##### Data block

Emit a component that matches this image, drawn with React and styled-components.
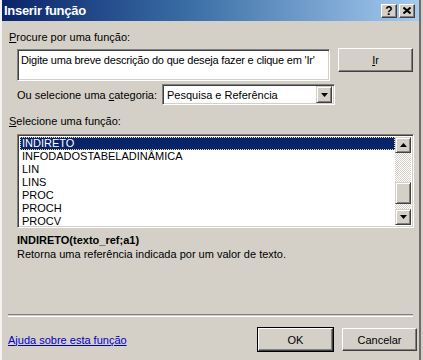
import React from 'react';
import styled, { createGlobalStyle } from 'styled-components';

const Global = createGlobalStyle`
  html, body {
    margin: 0;
    padding: 0;
    background: #d4d0c8;
  }
  body {
    font-family: "Liberation Sans", Arial, sans-serif;
    font-size: 11px;
    color: #000;
  }
`;

// Outer window frame
const Window = styled.div`
  width: 423px;
  height: 360px;
  box-sizing: border-box;
  display: flex;
  flex-direction: column;
  background: #d4d0c8;
  border-left: 2px solid #f4f3ef;
  border-right: 2px solid #d4d0c8;
  box-shadow: inset -2px 0 0 #6f6d69;
`;

const TitleBar = styled.div`
  height: 21px;
  flex: none;
  display: flex;
  align-items: center;
  padding: 0 4px 0 2px;
  margin-right: 2px;
  background: linear-gradient(90deg, #0a246a 0%, #3a6ea5 45%, #a6caf0 100%);
`;

const Title = styled.div`
  flex: 1;
  color: #fff;
  font-weight: bold;
  font-size: 13px;
  letter-spacing: -0.3px;
`;

const CaptionButtons = styled.div`
  display: flex;
  gap: 2px;
`;

const CaptionButton = styled.div`
  width: 16px;
  height: 14px;
  box-sizing: border-box;
  background: #d4d0c8;
  border: 1px solid;
  border-color: #fff #404040 #404040 #fff;
  box-shadow: inset -1px -1px 0 #808080;
  display: flex;
  align-items: center;
  justify-content: center;
  font-weight: bold;
  font-size: 12px;
  line-height: 1;
`;

const Body = styled.div`
  flex: 1;
  display: flex;
  flex-direction: column;
  padding: 0 4px 9px 6px;
`;

const Label = styled.div`
  line-height: 13px;
  padding-left: ${(p) => p.$indent || 1}px;
  margin-top: ${(p) => p.$top || 0}px;
  white-space: nowrap;
`;

const Key = styled.span`
  text-decoration: underline;
`;

const SearchRow = styled.div`
  display: flex;
  align-items: flex-start;
  margin-top: 4px;
  padding-left: 9px;
  gap: 8px;
`;

const sunken = `
  box-sizing: border-box;
  background: #fff;
  border: 1px solid;
  border-color: #808080 #fff #fff #808080;
  box-shadow: inset 1px 1px 0 #404040, inset -1px -1px 0 #d4d0c8;
`;

const SearchBox = styled.div`
  ${sunken}
  width: 313px;
  height: 32px;
  margin-top: 1px;
  padding: 4px 3px;
  line-height: 13px;
  letter-spacing: -0.2px;
  white-space: nowrap;
  overflow: hidden;
`;

const Button = styled.div`
  width: 75px;
  height: ${(p) => p.$h || 23}px;
  box-sizing: border-box;
  display: flex;
  align-items: center;
  justify-content: center;
  background: #d4d0c8;
  border: 1px solid;
  border-color: #fff #404040 #404040 #fff;
  box-shadow: inset -1px -1px 0 #808080;
  outline: ${(p) => (p.$default ? '1px solid #000' : 'none')};
`;

const CategoryRow = styled.div`
  display: flex;
  align-items: center;
  margin-top: 3px;
  padding-left: 9px;
  gap: 5px;
`;

const Select = styled.div`
  ${sunken}
  width: 173px;
  height: 21px;
  display: flex;
  align-items: center;
  padding: 2px 2px 2px 4px;
`;

const SelectText = styled.div`
  flex: 1;
`;

const ArrowButton = styled.div`
  width: 16px;
  height: 17px;
  box-sizing: border-box;
  background: #d4d0c8;
  border: 1px solid;
  border-color: #d4d0c8 #404040 #404040 #d4d0c8;
  box-shadow: inset 1px 1px 0 #fff, inset -1px -1px 0 #808080;
  display: flex;
  align-items: center;
  justify-content: center;
`;

const ListBox = styled.div`
  ${sunken}
  width: 397px;
  height: 94px;
  margin-top: 6px;
  margin-left: 9px;
  padding: 2px;
  display: flex;
`;

const Items = styled.div`
  flex: 1;
`;

const Item = styled.div`
  height: 13px;
  line-height: 13px;
  padding-left: 2px;
  box-sizing: border-box;
  white-space: nowrap;
  background: ${(p) => (p.$selected ? '#0a246a' : 'transparent')};
  color: ${(p) => (p.$selected ? '#fff' : '#000')};
  outline: ${(p) => (p.$selected ? '1px dotted #e8e4a0' : 'none')};
  outline-offset: -1px;

  &:last-child {
    height: 12px;
    line-height: 12px;
  }
`;

const ScrollBar = styled.div`
  width: 16px;
  display: flex;
  flex-direction: column;
`;

const ScrollButton = styled(ArrowButton)`
  height: 16px;
`;

const Track = styled.div`
  flex: 1;
  display: flex;
  flex-direction: column;
  background: repeating-conic-gradient(#fff 0 25%, #d4d0c8 0 50%) 0 0 / 2px 2px;
`;

const Thumb = styled(ArrowButton)`
  height: 22px;
  margin-top: 29px;
`;

const Signature = styled.div`
  margin-top: 6px;
  padding-left: 9px;
  font-weight: bold;
  line-height: 13px;
`;

const Description = styled.div`
  margin-top: 1px;
  padding-left: 9px;
  line-height: 13px;
`;

const Separator = styled.div`
  margin-top: auto;
  height: 1px;
  width: 405px;
  border-top: 1px solid #808080;
  border-bottom: 1px solid #fff;
`;

const Footer = styled.div`
  display: flex;
  align-items: center;
  margin-top: 11px;
  gap: 9px;
`;

const HelpLink = styled.a`
  flex: 1;
  color: #0000c8;
  text-decoration: underline;
`;

const Arrow = ({ up }) => (
  <svg width="7" height="4" viewBox="0 0 7 4">
    <path d={up ? 'M3.5 0 L7 4 L0 4 Z' : 'M0 0 L7 0 L3.5 4 Z'} fill="#000" />
  </svg>
);

const functions = ['INDIRETO', 'INFODADOSTABELADINÂMICA', 'LIN', 'LINS', 'PROC', 'PROCH', 'PROCV'];

export default function App() {
  return (
    <>
      <Global />
      <Window>
        <TitleBar>
          <Title>Inserir função</Title>
          <CaptionButtons>
            <CaptionButton>?</CaptionButton>
            <CaptionButton>
              <svg width="8" height="7" viewBox="0 0 8 7">
                <path d="M0.5 0.5 L7.5 6.5 M7.5 0.5 L0.5 6.5" stroke="#000" strokeWidth="2" />
              </svg>
            </CaptionButton>
          </CaptionButtons>
        </TitleBar>
        <Body>
          <Label $top={10}>
            <Key>P</Key>rocure por uma função:
          </Label>
          <SearchRow>
            <SearchBox>Digite uma breve descrição do que deseja fazer e clique em 'Ir'</SearchBox>
            <Button $h={24}>
              <Key>I</Key>r
            </Button>
          </SearchRow>
          <CategoryRow>
            <span>
              Ou selecione uma <Key>c</Key>ategoria:
            </span>
            <Select>
              <SelectText>Pesquisa e Referência</SelectText>
              <ArrowButton>
                <Arrow />
              </ArrowButton>
            </Select>
          </CategoryRow>
          <Label $top={10}>
            <Key>S</Key>elecione uma função:
          </Label>
          <ListBox>
            <Items>
              {functions.map((f, i) => (
                <Item key={f} $selected={i === 0}>
                  {f}
                </Item>
              ))}
            </Items>
            <ScrollBar>
              <ScrollButton>
                <Arrow up />
              </ScrollButton>
              <Track>
                <Thumb />
              </Track>
              <ScrollButton>
                <Arrow />
              </ScrollButton>
            </ScrollBar>
          </ListBox>
          <Signature>INDIRETO(texto_ref;a1)</Signature>
          <Description>Retorna uma referência indicada por um valor de texto.</Description>
          <Separator />
          <Footer>
            <HelpLink href="#">Ajuda sobre esta função</HelpLink>
            <Button $default>OK</Button>
            <Button>Cancelar</Button>
          </Footer>
        </Body>
      </Window>
    </>
  );
}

##########

Copy out every line of the material above exactly, skipping the pictures.

Emit a component that matches this image, drawn with React and styled-components.
import React from 'react';
import styled, { createGlobalStyle } from 'styled-components';

const Global = createGlobalStyle`
  html, body {
    margin: 0;
    padding: 0;
    background: #d4d0c8;
  }
  body {
    font-family: "Liberation Sans", Arial, sans-serif;
    font-size: 11px;
    color: #000;
  }
`;

// Outer window frame
const Window = styled.div`
  width: 423px;
  height: 360px;
  box-sizing: border-box;
  display: flex;
  flex-direction: column;
  background: #d4d0c8;
  border-left: 2px solid #f4f3ef;
  border-right: 2px solid #d4d0c8;
  box-shadow: inset -2px 0 0 #6f6d69;
`;

const TitleBar = styled.div`
  height: 21px;
  flex: none;
  display: flex;
  align-items: center;
  padding: 0 4px 0 2px;
  margin-right: 2px;
  background: linear-gradient(90deg, #0a246a 0%, #3a6ea5 45%, #a6caf0 100%);
`;

const Title = styled.div`
  flex: 1;
  color: #fff;
  font-weight: bold;
  font-size: 13px;
  letter-spacing: -0.3px;
`;

const CaptionButtons = styled.div`
  display: flex;
  gap: 2px;
`;

const CaptionButton = styled.div`
  width: 16px;
  height: 14px;
  box-sizing: border-box;
  background: #d4d0c8;
  border: 1px solid;
  border-color: #fff #404040 #404040 #fff;
  box-shadow: inset -1px -1px 0 #808080;
  display: flex;
  align-items: center;
  justify-content: center;
  font-weight: bold;
  font-size: 12px;
  line-height: 1;
`;

const Body = styled.div`
  flex: 1;
  display: flex;
  flex-direction: column;
  padding: 0 4px 9px 6px;
`;

const Label = styled.div`
  line-height: 13px;
  padding-left: ${(p) => p.$indent || 1}px;
  margin-top: ${(p) => p.$top || 0}px;
  white-space: nowrap;
`;

const Key = styled.span`
  text-decoration: underline;
`;

const SearchRow = styled.div`
  display: flex;
  align-items: flex-start;
  margin-top: 4px;
  padding-left: 9px;
  gap: 8px;
`;

const sunken = `
  box-sizing: border-box;
  background: #fff;
  border: 1px solid;
  border-color: #808080 #fff #fff #808080;
  box-shadow: inset 1px 1px 0 #404040, inset -1px -1px 0 #d4d0c8;
`;

const SearchBox = styled.div`
  ${sunken}
  width: 313px;
  height: 32px;
  margin-top: 1px;
  padding: 4px 3px;
  line-height: 13px;
  letter-spacing: -0.2px;
  white-space: nowrap;
  overflow: hidden;
`;

const Button = styled.div`
  width: 75px;
  height: ${(p) => p.$h || 23}px;
  box-sizing: border-box;
  display: flex;
  align-items: center;
  justify-content: center;
  background: #d4d0c8;
  border: 1px solid;
  border-color: #fff #404040 #404040 #fff;
  box-shadow: inset -1px -1px 0 #808080;
  outline: ${(p) => (p.$default ? '1px solid #000' : 'none')};
`;

const CategoryRow = styled.div`
  display: flex;
  align-items: center;
  margin-top: 3px;
  padding-left: 9px;
  gap: 5px;
`;

const Select = styled.div`
  ${sunken}
  width: 173px;
  height: 21px;
  display: flex;
  align-items: center;
  padding: 2px 2px 2px 4px;
`;

const SelectText = styled.div`
  flex: 1;
`;

const ArrowButton = styled.div`
  width: 16px;
  height: 17px;
  box-sizing: border-box;
  background: #d4d0c8;
  border: 1px solid;
  border-color: #d4d0c8 #404040 #404040 #d4d0c8;
  box-shadow: inset 1px 1px 0 #fff, inset -1px -1px 0 #808080;
  display: flex;
  align-items: center;
  justify-content: center;
`;

const ListBox = styled.div`
  ${sunken}
  width: 397px;
  height: 94px;
  margin-top: 6px;
  margin-left: 9px;
  padding: 2px;
  display: flex;
`;

const Items = styled.div`
  flex: 1;
`;

const Item = styled.div`
  height: 13px;
  line-height: 13px;
  padding-left: 2px;
  box-sizing: border-box;
  white-space: nowrap;
  background: ${(p) => (p.$selected ? '#0a246a' : 'transparent')};
  color: ${(p) => (p.$selected ? '#fff' : '#000')};
  outline: ${(p) => (p.$selected ? '1px dotted #e8e4a0' : 'none')};
  outline-offset: -1px;

  &:last-child {
    height: 12px;
    line-height: 12px;
  }
`;

const ScrollBar = styled.div`
  width: 16px;
  display: flex;
  flex-direction: column;
`;

const ScrollButton = styled(ArrowButton)`
  height: 16px;
`;

const Track = styled.div`
  flex: 1;
  display: flex;
  flex-direction: column;
  background: repeating-conic-gradient(#fff 0 25%, #d4d0c8 0 50%) 0 0 / 2px 2px;
`;

const Thumb = styled(ArrowButton)`
  height: 22px;
  margin-top: 29px;
`;

const Signature = styled.div`
  margin-top: 6px;
  padding-left: 9px;
  font-weight: bold;
  line-height: 13px;
`;

const Description = styled.div`
  margin-top: 1px;
  padding-left: 9px;
  line-height: 13px;
`;

const Separator = styled.div`
  margin-top: auto;
  height: 1px;
  width: 405px;
  border-top: 1px solid #808080;
  border-bottom: 1px solid #fff;
`;

const Footer = styled.div`
  display: flex;
  align-items: center;
  margin-top: 11px;
  gap: 9px;
`;

const HelpLink = styled.a`
  flex: 1;
  color: #0000c8;
  text-decoration: underline;
`;

const Arrow = ({ up }) => (
  <svg width="7" height="4" viewBox="0 0 7 4">
    <path d={up ? 'M3.5 0 L7 4 L0 4 Z' : 'M0 0 L7 0 L3.5 4 Z'} fill="#000" />
  </svg>
);

const functions = ['INDIRETO', 'INFODADOSTABELADINÂMICA', 'LIN', 'LINS', 'PROC', 'PROCH', 'PROCV'];

export default function App() {
  return (
    <>
      <Global />
      <Window>
        <TitleBar>
          <Title>Inserir função</Title>
          <CaptionButtons>
            <CaptionButton>?</CaptionButton>
            <CaptionButton>
              <svg width="8" height="7" viewBox="0 0 8 7">
                <path d="M0.5 0.5 L7.5 6.5 M7.5 0.5 L0.5 6.5" stroke="#000" strokeWidth="2" />
              </svg>
            </CaptionButton>
          </CaptionButtons>
        </TitleBar>
        <Body>
          <Label $top={10}>
            <Key>P</Key>rocure por uma função:
          </Label>
          <SearchRow>
            <SearchBox>Digite uma breve descrição do que deseja fazer e clique em 'Ir'</SearchBox>
            <Button $h={24}>
              <Key>I</Key>r
            </Button>
          </SearchRow>
          <CategoryRow>
            <span>
              Ou selecione uma <Key>c</Key>ategoria:
            </span>
            <Select>
              <SelectText>Pesquisa e Referência</SelectText>
              <ArrowButton>
                <Arrow />
              </ArrowButton>
            </Select>
          </CategoryRow>
          <Label $top={10}>
            <Key>S</Key>elecione uma função:
          </Label>
          <ListBox>
            <Items>
              {functions.map((f, i) => (
                <Item key={f} $selected={i === 0}>
                  {f}
                </Item>
              ))}
            </Items>
            <ScrollBar>
              <ScrollButton>
                <Arrow up />
              </ScrollButton>
              <Track>
                <Thumb />
              </Track>
              <ScrollButton>
                <Arrow />
              </ScrollButton>
            </ScrollBar>
          </ListBox>
          <Signature>INDIRETO(texto_ref;a1)</Signature>
          <Description>Retorna uma referência indicada por um valor de texto.</Description>
          <Separator />
          <Footer>
            <HelpLink href="#">Ajuda sobre esta função</HelpLink>
            <Button $default>OK</Button>
            <Button>Cancelar</Button>
          </Footer>
        </Body>
      </Window>
    </>
  );
}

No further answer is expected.